Faa, somehow we men are able to get away with lot more than women can dream to get away with. Partly, it is because of the role played by women themselves in pulling the mavericks in their sex down by outright criticism and excessive mockery.

Maria S comments:
on Dec 19 2005 4:35PM delete this comment block this user

Vivek,

First, let me say- No one can be for 'aggressive dowry'- and there is no way to defend it!*And some of the demands you have listed as 'passive forms' of dowry, I can still see them as 'aggressive' extractions.

But, if there is to be societal change- there are two people (both women) who have to play key roles. 1)the prospective bride 2) the mother of the groom.
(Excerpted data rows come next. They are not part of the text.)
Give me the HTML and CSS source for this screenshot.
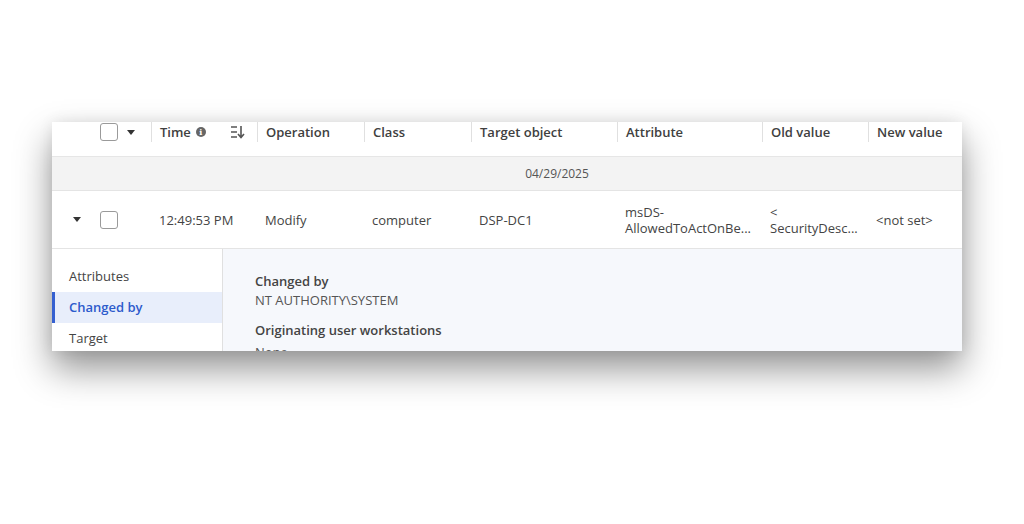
FILE: index.html
```html
<!DOCTYPE html>
<html>
<head>
  <meta charset="UTF-8">
  <title>Audit changes</title>
  <link rel="stylesheet" href="styles.css">
</head>
<body>
  <div class="card">
    <div class="row head">
      <div class="cell first">
        <span class="check"></span>
        <span class="caret"></span>
      </div>
      <div class="cell th time">
        Time <span class="info">i</span>
        <svg class="sort" width="15" height="14" viewBox="0 0 15 14">
          <path d="M1 2h6M1 7h6M1 12h6" stroke="#555" stroke-width="1.6"/>
          <path d="M11 1v11M8 9l3 3.5 3-3.5" stroke="#555" stroke-width="1.6" fill="none"/>
        </svg>
      </div>
      <div class="cell th">Operation</div>
      <div class="cell th">Class</div>
      <div class="cell th">Target object</div>
      <div class="cell th">Attribute</div>
      <div class="cell th">Old value</div>
      <div class="cell th">New value</div>
    </div>

    <div class="date-row">
      <span>04/29/2025</span>
    </div>

    <div class="row data">
      <div class="cell first">
        <span class="caret"></span>
        <span class="check"></span>
      </div>
      <div class="cell">12:49:53 PM</div>
      <div class="cell">Modify</div>
      <div class="cell">computer</div>
      <div class="cell">DSP-DC1</div>
      <div class="cell">msDS-<br>AllowedToActOnBe...</div>
      <div class="cell">&lt;<br>SecurityDesc...</div>
      <div class="cell">&lt;not set&gt;</div>
    </div>

    <div class="details">
      <div class="side">
        <a href="#">Attributes</a>
        <a href="#" class="active">Changed by</a>
        <a href="#">Target</a>
      </div>
      <div class="panel">
        <div class="label">Changed by</div>
        <div class="value">NT AUTHORITY\SYSTEM</div>
        <div class="label">Originating user workstations</div>
        <div class="value">None</div>
      </div>
    </div>
  </div>
</body>
</html>
```

FILE: styles.css
```css
* {
  margin: 0;
  padding: 0;
  box-sizing: border-box;
}

html, body {
  height: 100%;
}

body {
  background: white;
  font-family: "Open Sans", "Noto Sans", sans-serif;
  font-size: 13px;
  color: #444;
  padding-top: 122px;
}

.card {
  margin-left: 52px;
  width: 910px;
  height: 229px;
  overflow: hidden;
  background: white;
  box-shadow: 0 18px 34px rgba(0, 0, 0, 0.42), 0 0 14px rgba(0, 0, 0, 0.08);
}

.row {
  display: grid;
  grid-template-columns: 99px 106px 107px 107px 146px 145px 106px 94px;
}

.head {
  height: 35px;
  border-bottom: 1px solid #e6e6e6;
}

.cell {
  display: flex;
  align-items: center;
  padding-left: 8px;
  white-space: nowrap;
}

.th {
  height: 20px;
  border-left: 1px solid #e0e0e0;
  font-weight: 600;
  color: #404040;
}

.first {
  padding-left: 21px;
  gap: 9px;
}

.head .first {
  height: 20px;
  padding-left: 48px;
  gap: 9px;
}

.check {
  width: 18px;
  height: 18px;
  border: 1.5px solid #9a9a9a;
  border-radius: 3px;
  background: white;
}

.caret {
  width: 0;
  height: 0;
  border-left: 4px solid transparent;
  border-right: 4px solid transparent;
  border-top: 5px solid #333;
}

.info {
  display: inline-flex;
  align-items: center;
  justify-content: center;
  width: 10px;
  height: 10px;
  margin-left: 5px;
  border-radius: 50%;
  background: #666;
  color: white;
  font-size: 8px;
  font-weight: 700;
  font-family: "DejaVu Serif", serif;
}

.sort {
  margin-left: 24px;
}

.date-row {
  height: 34px;
  background: #f3f3f3;
  border-bottom: 1px solid #e4e4e4;
  display: flex;
  align-items: center;
  justify-content: center;
  padding-left: 100px;
  color: #555;
  font-size: 12px;
}

.data {
  height: 58px;
  border-bottom: 1px solid #e4e4e4;
}

.data .cell {
  line-height: 16px;
}

.data .first {
  padding-left: 21px;
  gap: 19px;
}

.details {
  display: flex;
  height: 110px;
}

.side {
  width: 171px;
  background: white;
  border-right: 1px solid #e0e0e0;
  padding-top: 12px;
}

.side a {
  display: block;
  height: 31px;
  line-height: 31px;
  padding-left: 14px;
  text-decoration: none;
  color: #444;
  border-left: 3px solid transparent;
}

.side a.active {
  background: #e8eefb;
  border-left-color: #3560d0;
  color: #2d5bcc;
  font-weight: 600;
}

.panel {
  flex: 1;
  background: #f6f8fc;
  padding: 23px 0 0 32px;
}

.label {
  font-weight: 600;
  color: #444;
  line-height: 19px;
}

.value {
  color: #555;
  line-height: 19px;
  margin-bottom: 11px;
}

.label + .value + .label + .value {
  margin-top: 3px;
}
```
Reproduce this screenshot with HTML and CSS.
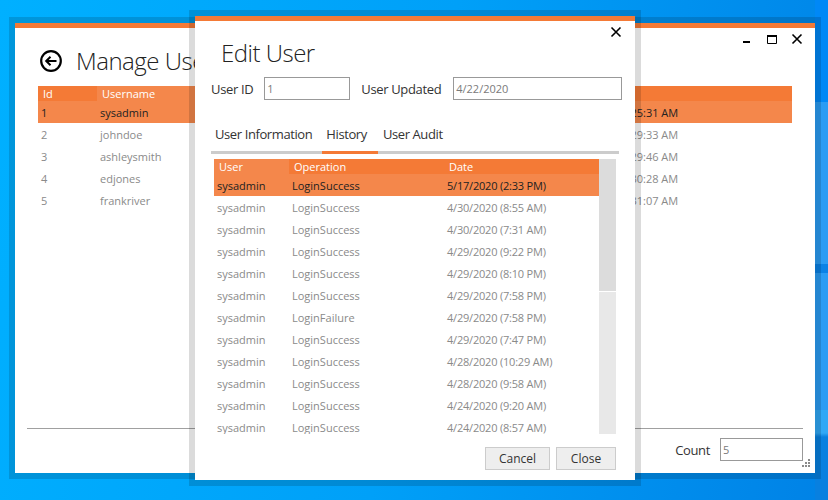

If women in these two roles, join forces and take a stand- 'against seeking/giving dowry', only then the system will begin to change..As long as 'older' women allow the cycles to continue and make younger women go through the "same stuff and pain" they did, nothing will change. Can't entirely blame men for this.

Now, I am not sure if paying for the wedding expenses is anything unique to Indian culture..somehow, I would not use the word 'dowry' for it. In most cultures, parents of the bride (and parents of the groom) do help out. (personally, I am against lavish weddings and the waste involved)...Sometimes the 'parents' want to show off..too. I have known of situations where the couple wanted to have a smaller wedding, with a few selected guests.. but it was the bride's parents, who insisted on making it a grand affair and more expensive.

Marriage, besides being a sacred union- realistically speaking, is also made up of 'economical/financial contracts'. If parents can help a couple willingly to 'start a new life', with some reasonable financial assitance/material things, I don't see any problem with it. But I have also seen the bride/groom and the groom's family demand some outrageous things.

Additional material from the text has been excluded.